From the entries below, copy every line where the string "this" appears.

# start of Extracted entries

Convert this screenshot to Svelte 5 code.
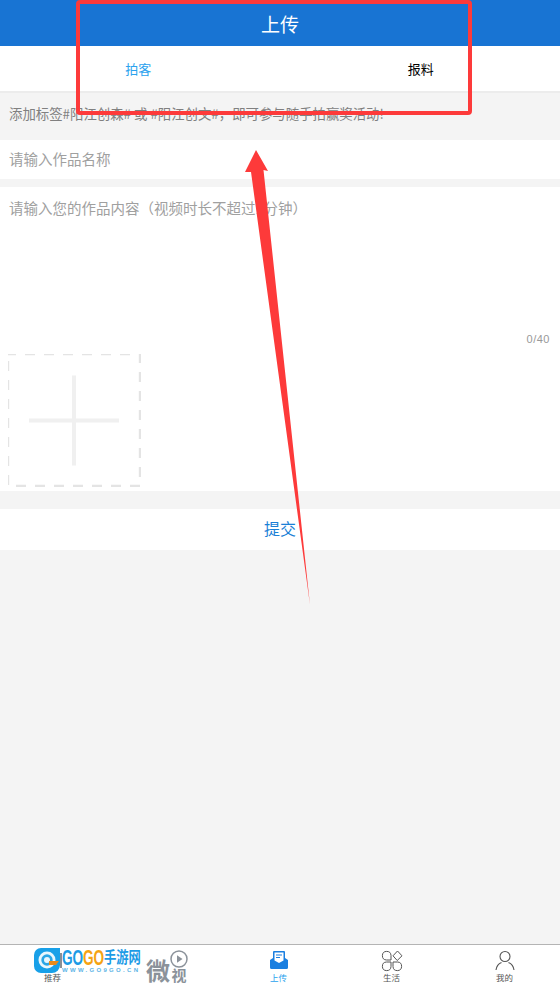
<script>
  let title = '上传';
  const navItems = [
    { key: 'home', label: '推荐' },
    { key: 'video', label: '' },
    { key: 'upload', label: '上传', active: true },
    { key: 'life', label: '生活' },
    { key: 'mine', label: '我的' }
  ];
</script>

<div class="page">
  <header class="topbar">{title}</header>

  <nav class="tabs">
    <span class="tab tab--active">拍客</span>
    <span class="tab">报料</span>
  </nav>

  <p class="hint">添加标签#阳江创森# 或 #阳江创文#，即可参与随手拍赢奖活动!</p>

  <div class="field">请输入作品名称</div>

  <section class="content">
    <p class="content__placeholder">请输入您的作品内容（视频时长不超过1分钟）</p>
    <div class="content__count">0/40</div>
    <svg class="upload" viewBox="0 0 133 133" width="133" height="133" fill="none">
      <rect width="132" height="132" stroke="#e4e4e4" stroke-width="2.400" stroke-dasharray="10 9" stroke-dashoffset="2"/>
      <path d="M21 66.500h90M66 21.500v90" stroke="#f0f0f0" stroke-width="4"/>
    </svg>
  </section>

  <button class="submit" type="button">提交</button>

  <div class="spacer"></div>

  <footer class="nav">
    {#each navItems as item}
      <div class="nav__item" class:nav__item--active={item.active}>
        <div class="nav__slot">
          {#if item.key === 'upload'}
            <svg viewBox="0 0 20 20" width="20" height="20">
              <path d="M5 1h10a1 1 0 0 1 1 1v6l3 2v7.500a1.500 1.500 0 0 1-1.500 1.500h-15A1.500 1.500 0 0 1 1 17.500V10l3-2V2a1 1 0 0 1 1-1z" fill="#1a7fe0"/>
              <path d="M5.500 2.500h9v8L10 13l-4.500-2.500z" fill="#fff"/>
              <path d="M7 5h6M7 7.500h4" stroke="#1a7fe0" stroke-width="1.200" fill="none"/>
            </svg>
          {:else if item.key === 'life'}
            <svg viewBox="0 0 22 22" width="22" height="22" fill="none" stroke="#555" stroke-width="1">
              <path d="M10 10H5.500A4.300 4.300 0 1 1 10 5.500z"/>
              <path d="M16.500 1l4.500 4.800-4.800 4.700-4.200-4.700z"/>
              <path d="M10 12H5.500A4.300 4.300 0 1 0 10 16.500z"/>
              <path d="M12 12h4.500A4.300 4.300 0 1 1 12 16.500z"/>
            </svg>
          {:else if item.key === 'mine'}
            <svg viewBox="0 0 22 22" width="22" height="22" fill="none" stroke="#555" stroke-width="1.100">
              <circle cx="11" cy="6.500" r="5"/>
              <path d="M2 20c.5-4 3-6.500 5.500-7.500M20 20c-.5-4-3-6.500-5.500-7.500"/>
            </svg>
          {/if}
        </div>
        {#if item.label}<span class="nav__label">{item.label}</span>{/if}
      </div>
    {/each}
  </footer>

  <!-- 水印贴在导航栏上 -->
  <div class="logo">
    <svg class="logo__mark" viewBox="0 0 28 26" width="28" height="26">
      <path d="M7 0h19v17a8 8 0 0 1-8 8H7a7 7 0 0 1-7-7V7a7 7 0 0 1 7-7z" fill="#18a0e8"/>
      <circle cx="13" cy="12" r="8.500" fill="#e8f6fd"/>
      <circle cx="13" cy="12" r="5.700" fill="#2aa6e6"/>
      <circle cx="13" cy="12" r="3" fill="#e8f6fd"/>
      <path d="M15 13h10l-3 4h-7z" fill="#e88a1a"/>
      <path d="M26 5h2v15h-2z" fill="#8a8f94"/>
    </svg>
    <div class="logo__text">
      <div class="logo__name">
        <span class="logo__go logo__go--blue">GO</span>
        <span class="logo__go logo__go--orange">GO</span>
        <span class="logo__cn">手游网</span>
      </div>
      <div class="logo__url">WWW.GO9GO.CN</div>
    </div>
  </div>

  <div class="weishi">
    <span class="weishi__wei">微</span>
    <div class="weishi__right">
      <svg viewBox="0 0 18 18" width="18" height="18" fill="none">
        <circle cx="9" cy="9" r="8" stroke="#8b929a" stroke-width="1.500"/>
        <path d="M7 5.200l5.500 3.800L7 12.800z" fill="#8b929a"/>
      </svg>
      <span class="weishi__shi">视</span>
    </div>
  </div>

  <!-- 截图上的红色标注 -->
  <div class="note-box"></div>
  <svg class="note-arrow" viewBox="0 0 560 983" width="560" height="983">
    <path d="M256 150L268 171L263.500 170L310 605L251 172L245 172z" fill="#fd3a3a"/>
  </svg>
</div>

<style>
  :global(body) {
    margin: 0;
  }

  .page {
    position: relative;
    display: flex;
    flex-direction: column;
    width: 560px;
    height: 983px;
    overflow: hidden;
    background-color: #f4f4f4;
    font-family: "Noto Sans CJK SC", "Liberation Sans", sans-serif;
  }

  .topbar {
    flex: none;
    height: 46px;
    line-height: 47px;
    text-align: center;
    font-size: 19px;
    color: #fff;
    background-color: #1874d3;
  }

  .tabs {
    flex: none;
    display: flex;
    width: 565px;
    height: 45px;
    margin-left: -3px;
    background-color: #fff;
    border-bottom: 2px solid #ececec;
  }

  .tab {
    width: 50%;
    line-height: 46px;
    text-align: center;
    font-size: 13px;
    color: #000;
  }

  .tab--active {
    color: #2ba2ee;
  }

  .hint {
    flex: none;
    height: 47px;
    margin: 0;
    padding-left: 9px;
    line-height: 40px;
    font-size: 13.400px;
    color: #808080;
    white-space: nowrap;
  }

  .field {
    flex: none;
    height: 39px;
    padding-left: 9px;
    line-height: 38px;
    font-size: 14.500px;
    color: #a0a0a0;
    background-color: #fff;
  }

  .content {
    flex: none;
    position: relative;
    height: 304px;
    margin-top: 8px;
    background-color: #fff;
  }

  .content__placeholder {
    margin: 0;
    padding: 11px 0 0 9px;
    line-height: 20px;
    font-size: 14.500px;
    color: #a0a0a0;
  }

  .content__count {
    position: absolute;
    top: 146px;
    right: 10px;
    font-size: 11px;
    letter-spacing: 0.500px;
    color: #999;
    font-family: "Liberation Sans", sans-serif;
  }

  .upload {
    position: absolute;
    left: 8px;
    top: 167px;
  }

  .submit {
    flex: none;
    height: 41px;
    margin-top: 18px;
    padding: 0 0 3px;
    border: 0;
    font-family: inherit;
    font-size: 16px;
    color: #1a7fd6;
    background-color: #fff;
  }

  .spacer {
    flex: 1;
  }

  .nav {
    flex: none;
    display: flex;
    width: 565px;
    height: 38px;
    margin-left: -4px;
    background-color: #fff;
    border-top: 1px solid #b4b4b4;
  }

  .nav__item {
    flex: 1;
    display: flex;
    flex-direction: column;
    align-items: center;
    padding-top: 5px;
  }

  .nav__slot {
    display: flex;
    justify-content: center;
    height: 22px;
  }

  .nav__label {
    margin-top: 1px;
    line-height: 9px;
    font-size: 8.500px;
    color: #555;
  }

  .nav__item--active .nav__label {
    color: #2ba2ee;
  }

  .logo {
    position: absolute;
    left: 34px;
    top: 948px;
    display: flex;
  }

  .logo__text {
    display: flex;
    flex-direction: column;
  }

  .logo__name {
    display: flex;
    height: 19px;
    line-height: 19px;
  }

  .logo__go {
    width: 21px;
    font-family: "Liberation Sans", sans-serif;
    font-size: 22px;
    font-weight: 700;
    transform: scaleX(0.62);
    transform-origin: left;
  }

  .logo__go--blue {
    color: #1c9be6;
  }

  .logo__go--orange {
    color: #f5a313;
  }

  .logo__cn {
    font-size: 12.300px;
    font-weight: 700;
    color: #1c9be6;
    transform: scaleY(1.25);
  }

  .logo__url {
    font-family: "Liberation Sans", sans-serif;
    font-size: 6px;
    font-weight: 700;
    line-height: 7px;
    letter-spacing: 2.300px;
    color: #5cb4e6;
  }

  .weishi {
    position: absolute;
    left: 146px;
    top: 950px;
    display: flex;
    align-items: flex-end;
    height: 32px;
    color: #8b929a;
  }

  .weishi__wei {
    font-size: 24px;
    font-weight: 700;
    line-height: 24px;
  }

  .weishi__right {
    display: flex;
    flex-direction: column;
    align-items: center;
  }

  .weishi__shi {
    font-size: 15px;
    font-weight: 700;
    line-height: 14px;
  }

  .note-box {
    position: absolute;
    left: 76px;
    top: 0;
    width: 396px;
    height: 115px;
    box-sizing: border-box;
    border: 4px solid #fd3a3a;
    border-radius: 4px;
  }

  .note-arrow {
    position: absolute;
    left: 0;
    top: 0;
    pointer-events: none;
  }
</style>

# end of Extracted entries
# start of Extracted entries

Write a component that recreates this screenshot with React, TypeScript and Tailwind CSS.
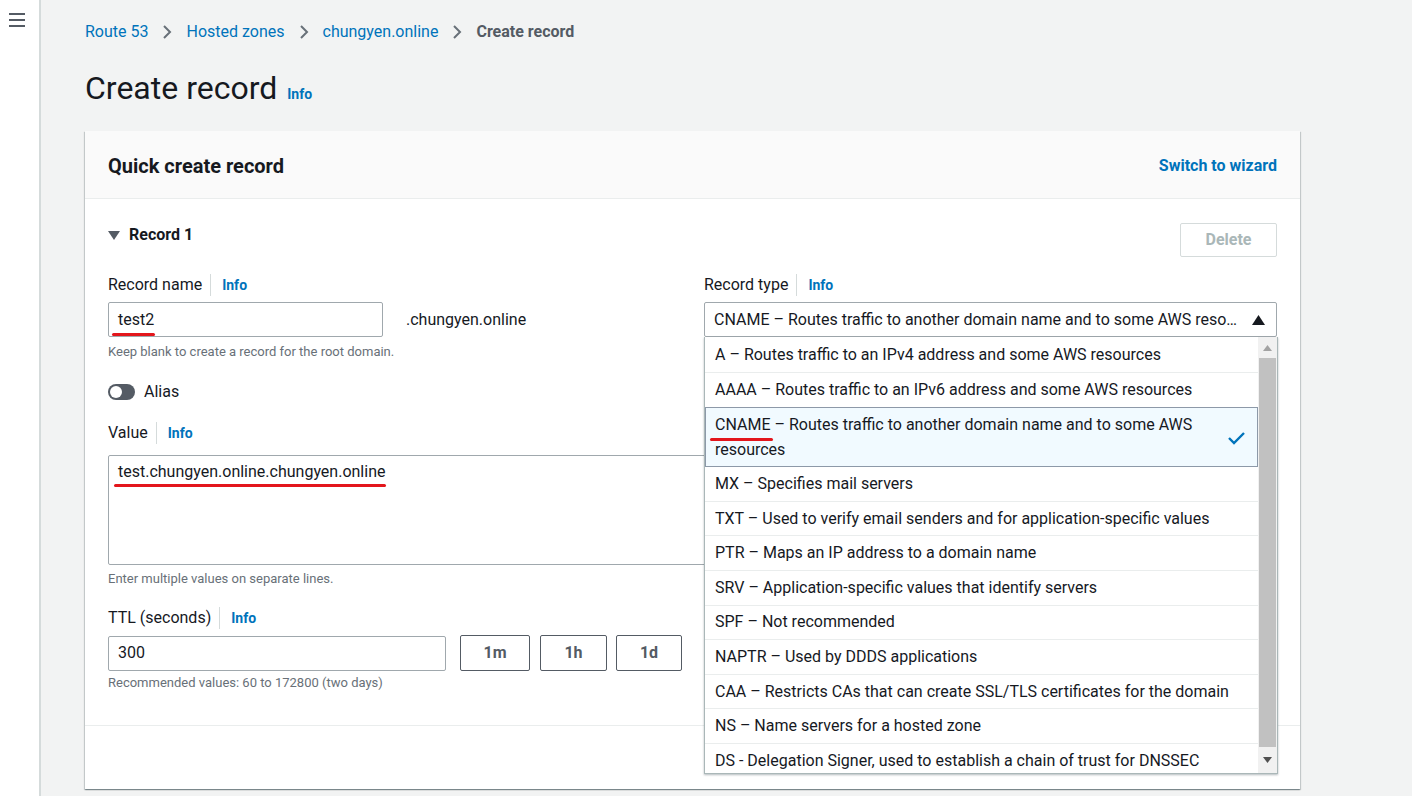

# end of Extracted entries
# start of Extracted entries

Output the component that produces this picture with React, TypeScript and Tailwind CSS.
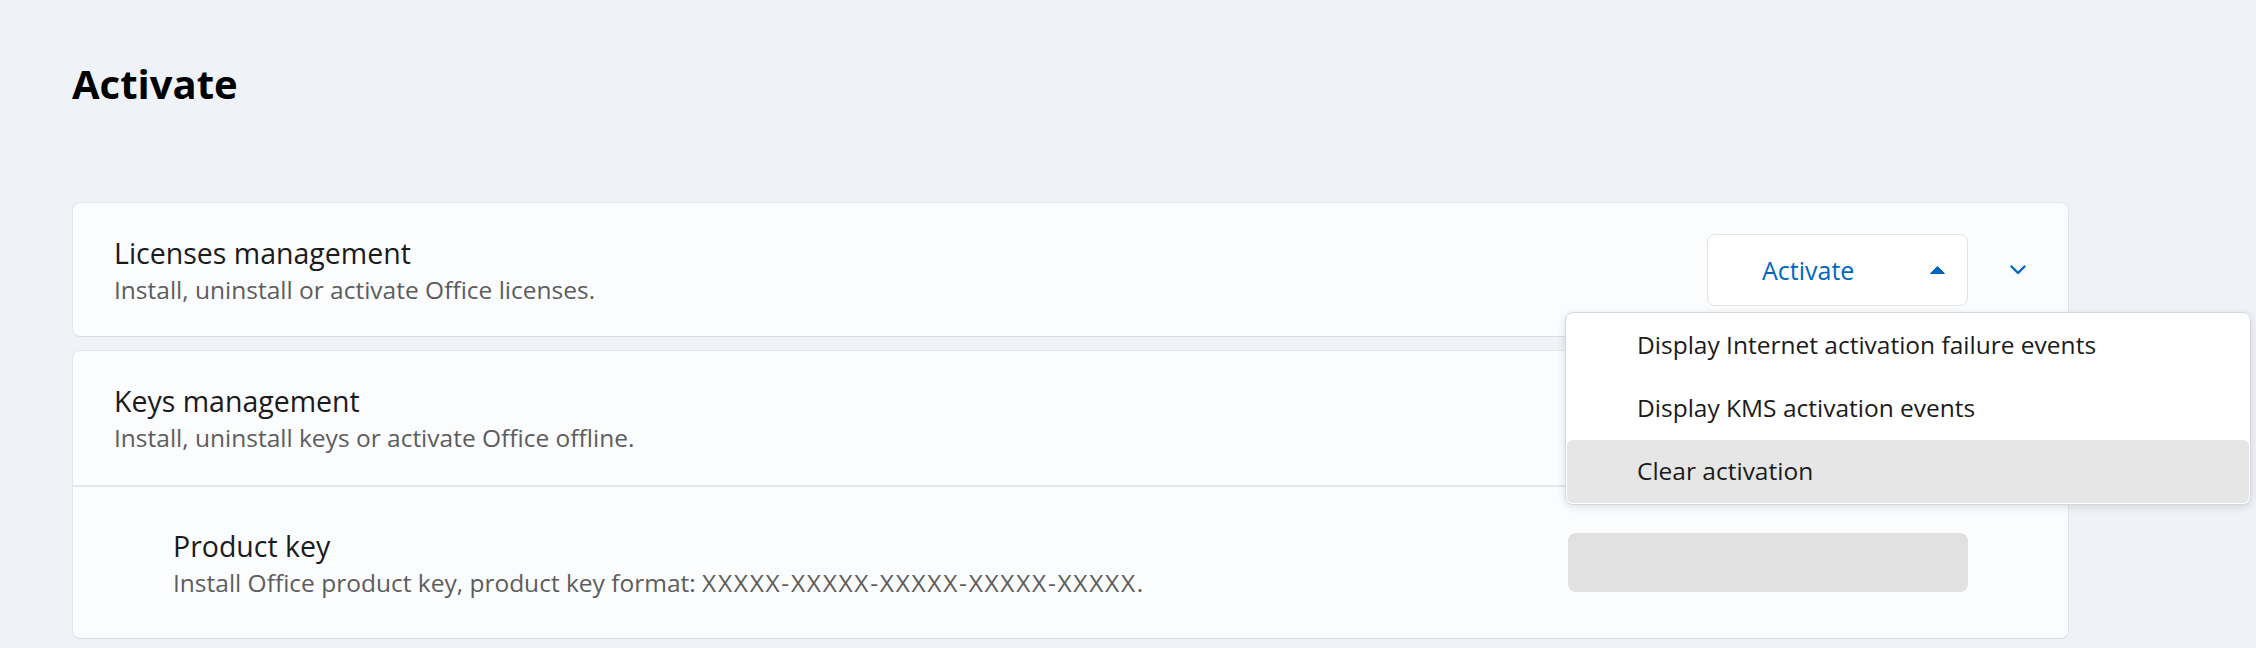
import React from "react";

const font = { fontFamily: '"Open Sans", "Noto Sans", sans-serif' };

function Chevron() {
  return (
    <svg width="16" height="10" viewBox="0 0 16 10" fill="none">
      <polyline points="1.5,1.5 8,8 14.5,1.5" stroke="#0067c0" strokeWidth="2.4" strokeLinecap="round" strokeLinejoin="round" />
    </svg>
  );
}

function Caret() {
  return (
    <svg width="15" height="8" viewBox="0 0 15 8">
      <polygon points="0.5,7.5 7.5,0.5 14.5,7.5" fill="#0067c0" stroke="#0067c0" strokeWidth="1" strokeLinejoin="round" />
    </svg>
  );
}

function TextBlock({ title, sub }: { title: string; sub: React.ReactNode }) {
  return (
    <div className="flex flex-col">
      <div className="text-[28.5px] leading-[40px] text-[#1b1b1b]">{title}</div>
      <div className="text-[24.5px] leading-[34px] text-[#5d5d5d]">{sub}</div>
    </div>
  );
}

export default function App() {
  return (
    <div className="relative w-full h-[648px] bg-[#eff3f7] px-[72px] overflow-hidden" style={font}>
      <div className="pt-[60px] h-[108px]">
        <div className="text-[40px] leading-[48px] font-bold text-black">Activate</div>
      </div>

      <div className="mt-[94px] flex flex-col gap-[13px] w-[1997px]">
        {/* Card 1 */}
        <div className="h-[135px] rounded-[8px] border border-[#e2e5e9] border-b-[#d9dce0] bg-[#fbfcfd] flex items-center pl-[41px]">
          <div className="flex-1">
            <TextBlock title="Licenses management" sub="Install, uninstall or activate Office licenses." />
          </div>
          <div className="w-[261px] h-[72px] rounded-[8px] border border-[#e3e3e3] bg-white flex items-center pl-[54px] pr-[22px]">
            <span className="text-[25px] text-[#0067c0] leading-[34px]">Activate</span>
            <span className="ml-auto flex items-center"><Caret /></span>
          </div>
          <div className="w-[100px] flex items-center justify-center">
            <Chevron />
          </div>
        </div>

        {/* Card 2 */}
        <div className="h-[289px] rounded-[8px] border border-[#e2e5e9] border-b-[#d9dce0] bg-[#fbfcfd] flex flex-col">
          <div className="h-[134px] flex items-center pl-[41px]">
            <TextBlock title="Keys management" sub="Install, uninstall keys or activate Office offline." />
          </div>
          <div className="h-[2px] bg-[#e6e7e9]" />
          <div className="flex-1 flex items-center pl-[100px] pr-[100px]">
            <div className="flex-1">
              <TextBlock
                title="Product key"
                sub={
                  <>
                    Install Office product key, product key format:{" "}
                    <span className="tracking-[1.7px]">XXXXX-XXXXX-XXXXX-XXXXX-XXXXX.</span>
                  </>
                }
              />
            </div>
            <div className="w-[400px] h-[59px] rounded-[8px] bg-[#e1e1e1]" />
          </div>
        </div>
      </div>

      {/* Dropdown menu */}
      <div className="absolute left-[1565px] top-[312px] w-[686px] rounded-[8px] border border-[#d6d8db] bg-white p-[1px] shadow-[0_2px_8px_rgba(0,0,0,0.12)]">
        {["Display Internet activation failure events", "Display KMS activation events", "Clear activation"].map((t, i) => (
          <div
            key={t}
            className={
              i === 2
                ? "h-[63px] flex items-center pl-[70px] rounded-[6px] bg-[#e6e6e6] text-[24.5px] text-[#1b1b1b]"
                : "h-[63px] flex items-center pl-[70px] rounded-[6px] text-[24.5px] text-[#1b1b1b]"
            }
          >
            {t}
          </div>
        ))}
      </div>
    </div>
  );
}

# end of Extracted entries

◆ Finished task ◆
Convert this screenshot to Svelte 5 code.
Write a component that recreates this screenshot with React, TypeScript and Tailwind CSS.
Output the component that produces this picture with React, TypeScript and Tailwind CSS.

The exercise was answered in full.